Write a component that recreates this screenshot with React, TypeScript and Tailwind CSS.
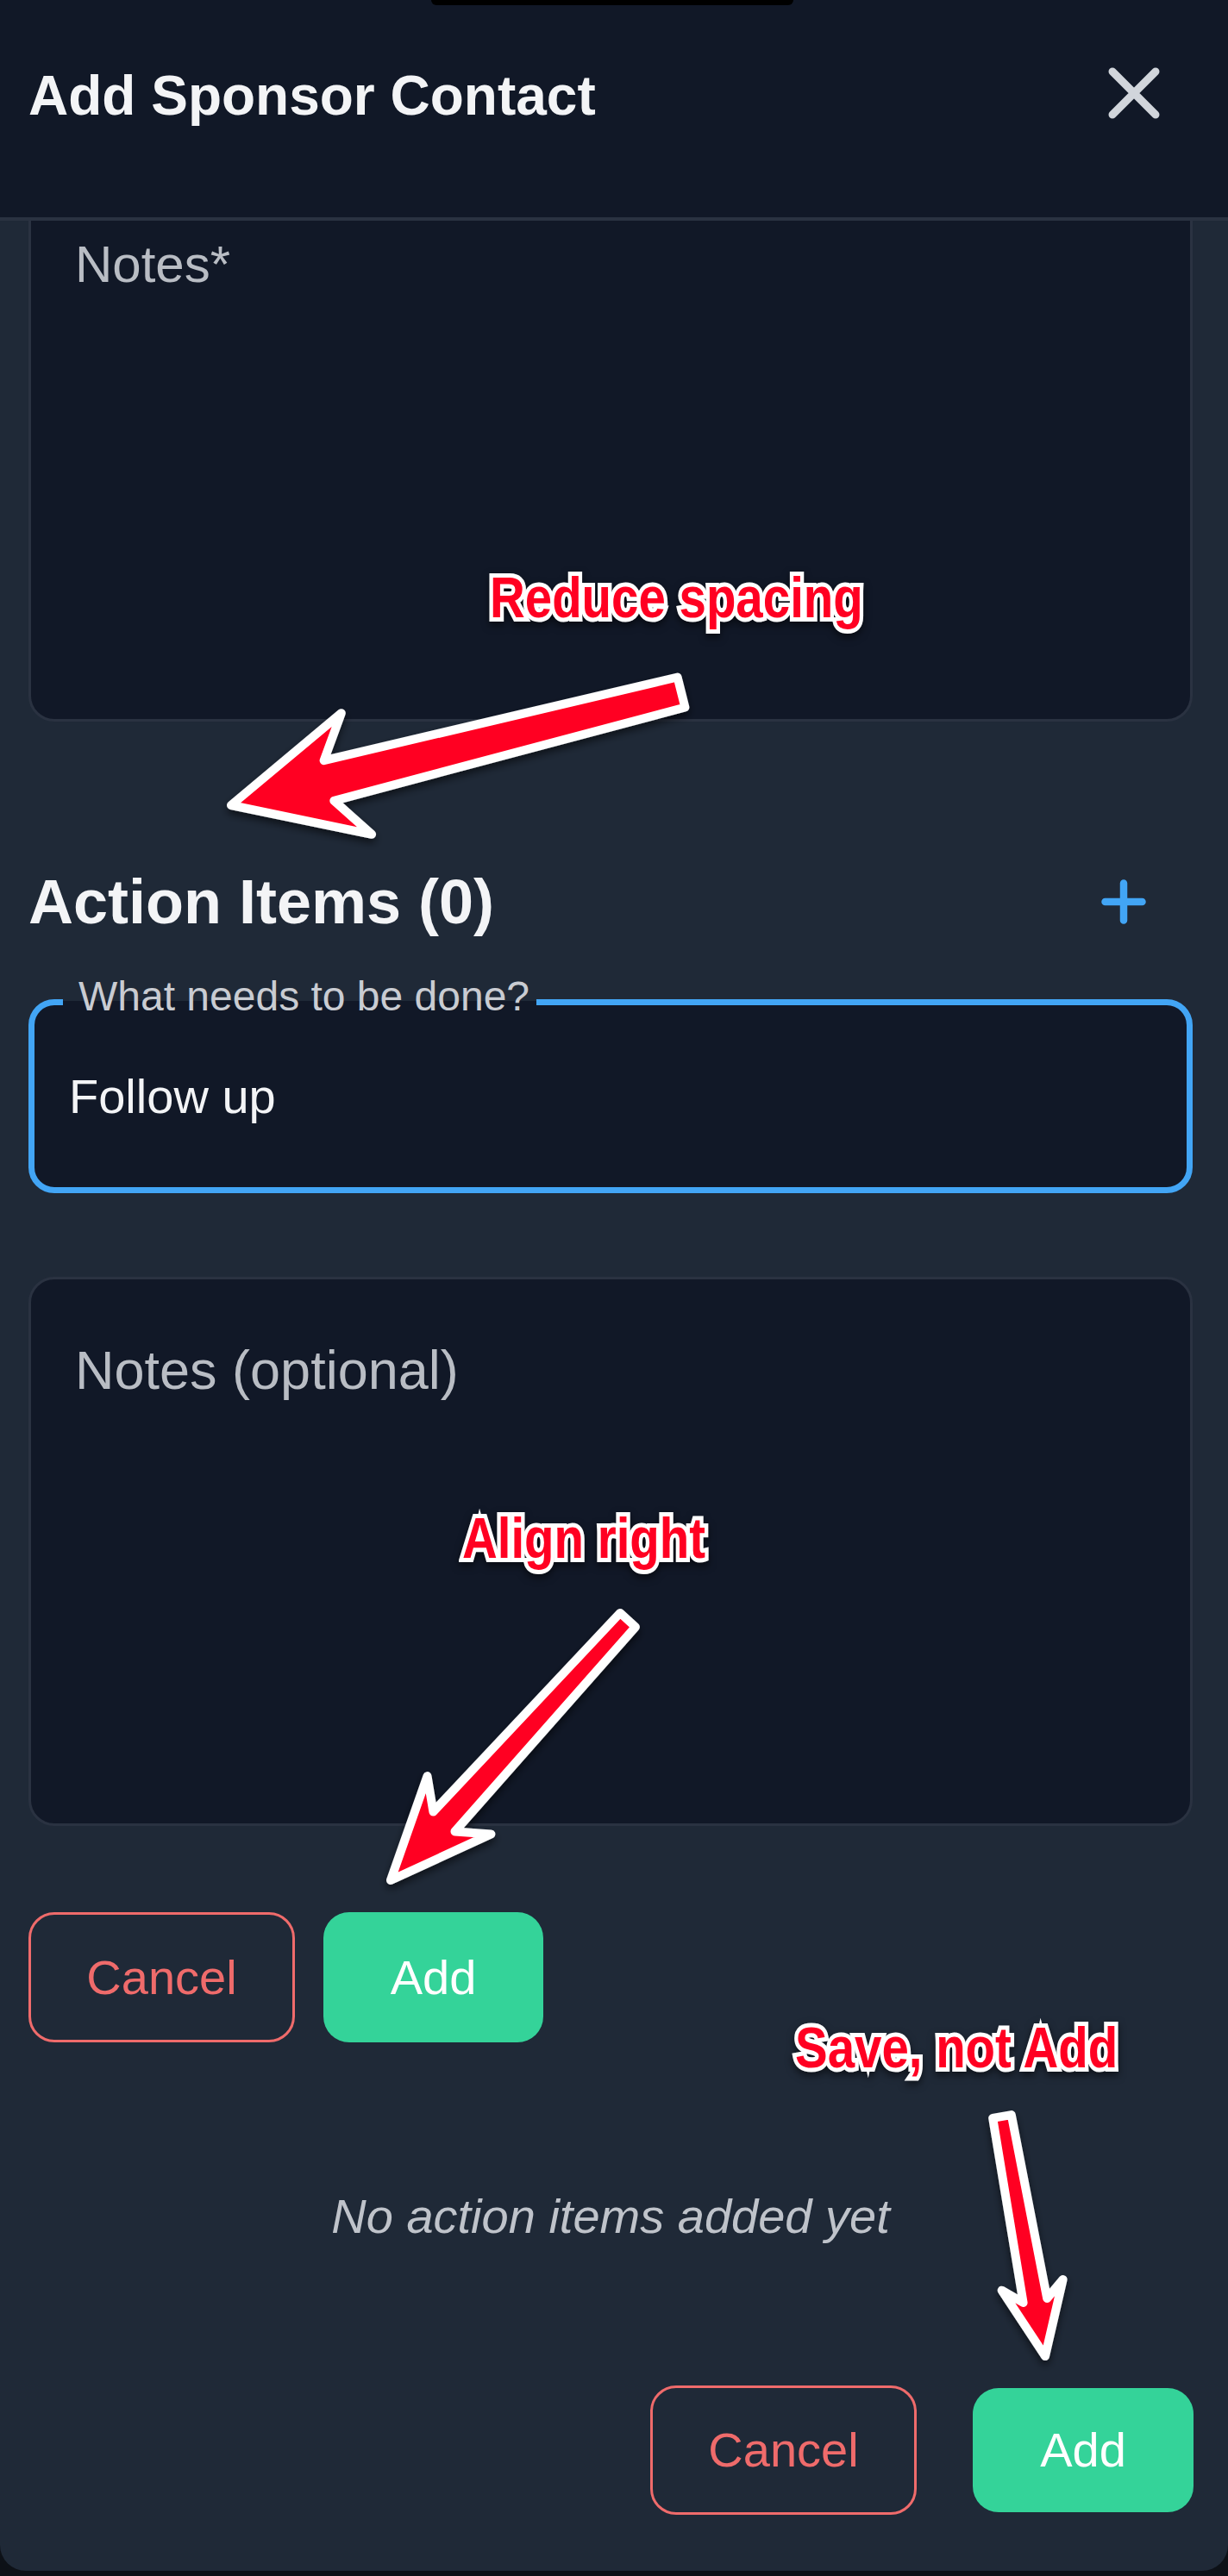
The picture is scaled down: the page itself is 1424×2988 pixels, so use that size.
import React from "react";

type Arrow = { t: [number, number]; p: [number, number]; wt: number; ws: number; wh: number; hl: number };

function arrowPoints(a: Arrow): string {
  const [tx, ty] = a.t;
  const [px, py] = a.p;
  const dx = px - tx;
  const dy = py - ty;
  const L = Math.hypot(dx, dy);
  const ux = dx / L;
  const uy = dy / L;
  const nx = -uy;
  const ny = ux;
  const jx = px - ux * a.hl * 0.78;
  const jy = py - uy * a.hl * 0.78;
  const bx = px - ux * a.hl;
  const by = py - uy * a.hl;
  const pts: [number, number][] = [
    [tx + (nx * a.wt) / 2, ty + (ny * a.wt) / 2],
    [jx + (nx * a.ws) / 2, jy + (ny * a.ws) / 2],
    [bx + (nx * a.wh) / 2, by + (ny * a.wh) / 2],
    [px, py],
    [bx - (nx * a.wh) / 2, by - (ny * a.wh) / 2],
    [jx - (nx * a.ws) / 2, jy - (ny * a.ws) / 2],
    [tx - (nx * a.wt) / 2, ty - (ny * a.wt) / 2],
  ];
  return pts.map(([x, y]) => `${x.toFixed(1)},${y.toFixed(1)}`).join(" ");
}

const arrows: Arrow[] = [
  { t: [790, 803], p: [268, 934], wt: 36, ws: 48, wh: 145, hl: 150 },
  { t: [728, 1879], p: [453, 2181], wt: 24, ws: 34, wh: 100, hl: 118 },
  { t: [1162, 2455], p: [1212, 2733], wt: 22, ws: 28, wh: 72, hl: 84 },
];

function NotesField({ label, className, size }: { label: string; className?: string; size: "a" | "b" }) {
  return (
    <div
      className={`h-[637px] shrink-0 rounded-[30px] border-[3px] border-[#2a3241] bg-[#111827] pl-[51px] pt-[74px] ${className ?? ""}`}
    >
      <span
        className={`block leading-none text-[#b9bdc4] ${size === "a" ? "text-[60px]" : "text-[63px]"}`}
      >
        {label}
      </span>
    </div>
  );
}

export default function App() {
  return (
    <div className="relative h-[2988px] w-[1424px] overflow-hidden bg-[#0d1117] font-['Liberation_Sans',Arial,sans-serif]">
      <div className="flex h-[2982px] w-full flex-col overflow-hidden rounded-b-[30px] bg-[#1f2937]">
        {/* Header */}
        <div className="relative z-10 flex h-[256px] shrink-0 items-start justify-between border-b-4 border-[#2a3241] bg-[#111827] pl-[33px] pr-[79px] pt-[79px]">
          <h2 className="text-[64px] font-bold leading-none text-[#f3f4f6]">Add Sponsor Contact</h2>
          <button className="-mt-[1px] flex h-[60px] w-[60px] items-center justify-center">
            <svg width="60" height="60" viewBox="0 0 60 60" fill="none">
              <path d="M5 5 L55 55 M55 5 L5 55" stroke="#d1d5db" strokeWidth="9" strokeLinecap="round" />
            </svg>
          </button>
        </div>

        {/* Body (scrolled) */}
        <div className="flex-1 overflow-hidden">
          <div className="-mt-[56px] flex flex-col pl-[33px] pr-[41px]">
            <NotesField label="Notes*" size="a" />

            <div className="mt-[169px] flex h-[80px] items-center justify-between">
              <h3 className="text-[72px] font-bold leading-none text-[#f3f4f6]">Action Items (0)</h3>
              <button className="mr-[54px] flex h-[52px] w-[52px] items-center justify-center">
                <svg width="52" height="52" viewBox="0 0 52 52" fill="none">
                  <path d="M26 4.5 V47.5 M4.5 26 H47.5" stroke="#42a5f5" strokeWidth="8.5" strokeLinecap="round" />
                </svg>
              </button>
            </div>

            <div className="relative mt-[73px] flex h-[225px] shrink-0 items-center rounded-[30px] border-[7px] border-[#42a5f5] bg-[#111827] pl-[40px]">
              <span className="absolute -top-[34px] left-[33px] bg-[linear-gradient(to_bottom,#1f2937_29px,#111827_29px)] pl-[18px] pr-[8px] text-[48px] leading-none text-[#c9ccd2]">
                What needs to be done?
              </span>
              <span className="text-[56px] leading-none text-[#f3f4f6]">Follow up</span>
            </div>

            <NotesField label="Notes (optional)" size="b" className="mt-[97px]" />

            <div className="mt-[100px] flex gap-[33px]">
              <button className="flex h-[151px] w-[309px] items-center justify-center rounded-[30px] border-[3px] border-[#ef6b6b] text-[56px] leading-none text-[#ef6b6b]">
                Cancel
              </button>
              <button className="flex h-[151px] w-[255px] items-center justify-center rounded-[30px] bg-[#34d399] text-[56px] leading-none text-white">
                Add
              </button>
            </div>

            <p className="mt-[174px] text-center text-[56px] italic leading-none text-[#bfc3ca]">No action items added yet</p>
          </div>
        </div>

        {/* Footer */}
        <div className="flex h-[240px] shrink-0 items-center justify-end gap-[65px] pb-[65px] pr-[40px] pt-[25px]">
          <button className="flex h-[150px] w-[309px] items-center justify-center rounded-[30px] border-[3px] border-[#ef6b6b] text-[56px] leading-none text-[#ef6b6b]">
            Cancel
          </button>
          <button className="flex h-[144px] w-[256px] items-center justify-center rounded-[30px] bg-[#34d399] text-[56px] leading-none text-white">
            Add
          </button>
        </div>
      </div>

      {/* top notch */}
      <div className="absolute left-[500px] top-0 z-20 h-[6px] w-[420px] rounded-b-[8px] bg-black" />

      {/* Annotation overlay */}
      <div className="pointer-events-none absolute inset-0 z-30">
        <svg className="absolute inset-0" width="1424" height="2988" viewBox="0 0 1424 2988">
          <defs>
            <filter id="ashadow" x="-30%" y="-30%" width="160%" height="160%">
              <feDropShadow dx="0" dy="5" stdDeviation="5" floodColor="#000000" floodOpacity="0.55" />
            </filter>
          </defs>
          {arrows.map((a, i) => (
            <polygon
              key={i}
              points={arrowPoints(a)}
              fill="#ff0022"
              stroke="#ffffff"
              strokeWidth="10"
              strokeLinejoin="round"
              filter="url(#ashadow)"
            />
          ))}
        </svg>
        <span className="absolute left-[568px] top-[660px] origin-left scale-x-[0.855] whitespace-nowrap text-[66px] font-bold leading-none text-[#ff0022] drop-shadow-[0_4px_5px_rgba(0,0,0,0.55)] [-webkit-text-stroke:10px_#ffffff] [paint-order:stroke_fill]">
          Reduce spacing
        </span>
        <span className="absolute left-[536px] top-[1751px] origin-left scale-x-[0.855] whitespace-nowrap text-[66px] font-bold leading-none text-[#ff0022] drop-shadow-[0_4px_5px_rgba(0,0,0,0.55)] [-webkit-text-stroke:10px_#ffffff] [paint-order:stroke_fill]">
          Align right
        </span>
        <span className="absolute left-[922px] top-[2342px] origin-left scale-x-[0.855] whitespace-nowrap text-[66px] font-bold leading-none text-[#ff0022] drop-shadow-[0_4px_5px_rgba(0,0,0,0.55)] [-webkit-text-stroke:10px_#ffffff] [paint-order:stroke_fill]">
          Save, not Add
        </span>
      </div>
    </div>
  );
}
----------------------------------------
### Short problem
Do not copy the pictures, but repeat every line exactly.

### Finished answer
Write a component that recreates this screenshot with React, TypeScript and Tailwind CSS.
The picture is scaled down: the page itself is 1424×2988 pixels, so use that size.
import React from "react";

type Arrow = { t: [number, number]; p: [number, number]; wt: number; ws: number; wh: number; hl: number };

function arrowPoints(a: Arrow): string {
  const [tx, ty] = a.t;
  const [px, py] = a.p;
  const dx = px - tx;
  const dy = py - ty;
  const L = Math.hypot(dx, dy);
  const ux = dx / L;
  const uy = dy / L;
  const nx = -uy;
  const ny = ux;
  const jx = px - ux * a.hl * 0.78;
  const jy = py - uy * a.hl * 0.78;
  const bx = px - ux * a.hl;
  const by = py - uy * a.hl;
  const pts: [number, number][] = [
    [tx + (nx * a.wt) / 2, ty + (ny * a.wt) / 2],
    [jx + (nx * a.ws) / 2, jy + (ny * a.ws) / 2],
    [bx + (nx * a.wh) / 2, by + (ny * a.wh) / 2],
    [px, py],
    [bx - (nx * a.wh) / 2, by - (ny * a.wh) / 2],
    [jx - (nx * a.ws) / 2, jy - (ny * a.ws) / 2],
    [tx - (nx * a.wt) / 2, ty - (ny * a.wt) / 2],
  ];
  return pts.map(([x, y]) => `${x.toFixed(1)},${y.toFixed(1)}`).join(" ");
}

const arrows: Arrow[] = [
  { t: [790, 803], p: [268, 934], wt: 36, ws: 48, wh: 145, hl: 150 },
  { t: [728, 1879], p: [453, 2181], wt: 24, ws: 34, wh: 100, hl: 118 },
  { t: [1162, 2455], p: [1212, 2733], wt: 22, ws: 28, wh: 72, hl: 84 },
];

function NotesField({ label, className, size }: { label: string; className?: string; size: "a" | "b" }) {
  return (
    <div
      className={`h-[637px] shrink-0 rounded-[30px] border-[3px] border-[#2a3241] bg-[#111827] pl-[51px] pt-[74px] ${className ?? ""}`}
    >
      <span
        className={`block leading-none text-[#b9bdc4] ${size === "a" ? "text-[60px]" : "text-[63px]"}`}
      >
        {label}
      </span>
    </div>
  );
}

export default function App() {
  return (
    <div className="relative h-[2988px] w-[1424px] overflow-hidden bg-[#0d1117] font-['Liberation_Sans',Arial,sans-serif]">
      <div className="flex h-[2982px] w-full flex-col overflow-hidden rounded-b-[30px] bg-[#1f2937]">
        {/* Header */}
        <div className="relative z-10 flex h-[256px] shrink-0 items-start justify-between border-b-4 border-[#2a3241] bg-[#111827] pl-[33px] pr-[79px] pt-[79px]">
          <h2 className="text-[64px] font-bold leading-none text-[#f3f4f6]">Add Sponsor Contact</h2>
          <button className="-mt-[1px] flex h-[60px] w-[60px] items-center justify-center">
            <svg width="60" height="60" viewBox="0 0 60 60" fill="none">
              <path d="M5 5 L55 55 M55 5 L5 55" stroke="#d1d5db" strokeWidth="9" strokeLinecap="round" />
            </svg>
          </button>
        </div>

        {/* Body (scrolled) */}
        <div className="flex-1 overflow-hidden">
          <div className="-mt-[56px] flex flex-col pl-[33px] pr-[41px]">
            <NotesField label="Notes*" size="a" />

            <div className="mt-[169px] flex h-[80px] items-center justify-between">
              <h3 className="text-[72px] font-bold leading-none text-[#f3f4f6]">Action Items (0)</h3>
              <button className="mr-[54px] flex h-[52px] w-[52px] items-center justify-center">
                <svg width="52" height="52" viewBox="0 0 52 52" fill="none">
                  <path d="M26 4.5 V47.5 M4.5 26 H47.5" stroke="#42a5f5" strokeWidth="8.5" strokeLinecap="round" />
                </svg>
              </button>
            </div>

            <div className="relative mt-[73px] flex h-[225px] shrink-0 items-center rounded-[30px] border-[7px] border-[#42a5f5] bg-[#111827] pl-[40px]">
              <span className="absolute -top-[34px] left-[33px] bg-[linear-gradient(to_bottom,#1f2937_29px,#111827_29px)] pl-[18px] pr-[8px] text-[48px] leading-none text-[#c9ccd2]">
                What needs to be done?
              </span>
              <span className="text-[56px] leading-none text-[#f3f4f6]">Follow up</span>
            </div>

            <NotesField label="Notes (optional)" size="b" className="mt-[97px]" />

            <div className="mt-[100px] flex gap-[33px]">
              <button className="flex h-[151px] w-[309px] items-center justify-center rounded-[30px] border-[3px] border-[#ef6b6b] text-[56px] leading-none text-[#ef6b6b]">
                Cancel
              </button>
              <button className="flex h-[151px] w-[255px] items-center justify-center rounded-[30px] bg-[#34d399] text-[56px] leading-none text-white">
                Add
              </button>
            </div>

            <p className="mt-[174px] text-center text-[56px] italic leading-none text-[#bfc3ca]">No action items added yet</p>
          </div>
        </div>

        {/* Footer */}
        <div className="flex h-[240px] shrink-0 items-center justify-end gap-[65px] pb-[65px] pr-[40px] pt-[25px]">
          <button className="flex h-[150px] w-[309px] items-center justify-center rounded-[30px] border-[3px] border-[#ef6b6b] text-[56px] leading-none text-[#ef6b6b]">
            Cancel
          </button>
          <button className="flex h-[144px] w-[256px] items-center justify-center rounded-[30px] bg-[#34d399] text-[56px] leading-none text-white">
            Add
          </button>
        </div>
      </div>

      {/* top notch */}
      <div className="absolute left-[500px] top-0 z-20 h-[6px] w-[420px] rounded-b-[8px] bg-black" />

      {/* Annotation overlay */}
      <div className="pointer-events-none absolute inset-0 z-30">
        <svg className="absolute inset-0" width="1424" height="2988" viewBox="0 0 1424 2988">
          <defs>
            <filter id="ashadow" x="-30%" y="-30%" width="160%" height="160%">
              <feDropShadow dx="0" dy="5" stdDeviation="5" floodColor="#000000" floodOpacity="0.55" />
            </filter>
          </defs>
          {arrows.map((a, i) => (
            <polygon
              key={i}
              points={arrowPoints(a)}
              fill="#ff0022"
              stroke="#ffffff"
              strokeWidth="10"
              strokeLinejoin="round"
              filter="url(#ashadow)"
            />
          ))}
        </svg>
        <span className="absolute left-[568px] top-[660px] origin-left scale-x-[0.855] whitespace-nowrap text-[66px] font-bold leading-none text-[#ff0022] drop-shadow-[0_4px_5px_rgba(0,0,0,0.55)] [-webkit-text-stroke:10px_#ffffff] [paint-order:stroke_fill]">
          Reduce spacing
        </span>
        <span className="absolute left-[536px] top-[1751px] origin-left scale-x-[0.855] whitespace-nowrap text-[66px] font-bold leading-none text-[#ff0022] drop-shadow-[0_4px_5px_rgba(0,0,0,0.55)] [-webkit-text-stroke:10px_#ffffff] [paint-order:stroke_fill]">
          Align right
        </span>
        <span className="absolute left-[922px] top-[2342px] origin-left scale-x-[0.855] whitespace-nowrap text-[66px] font-bold leading-none text-[#ff0022] drop-shadow-[0_4px_5px_rgba(0,0,0,0.55)] [-webkit-text-stroke:10px_#ffffff] [paint-order:stroke_fill]">
          Save, not Add
        </span>
      </div>
    </div>
  );
}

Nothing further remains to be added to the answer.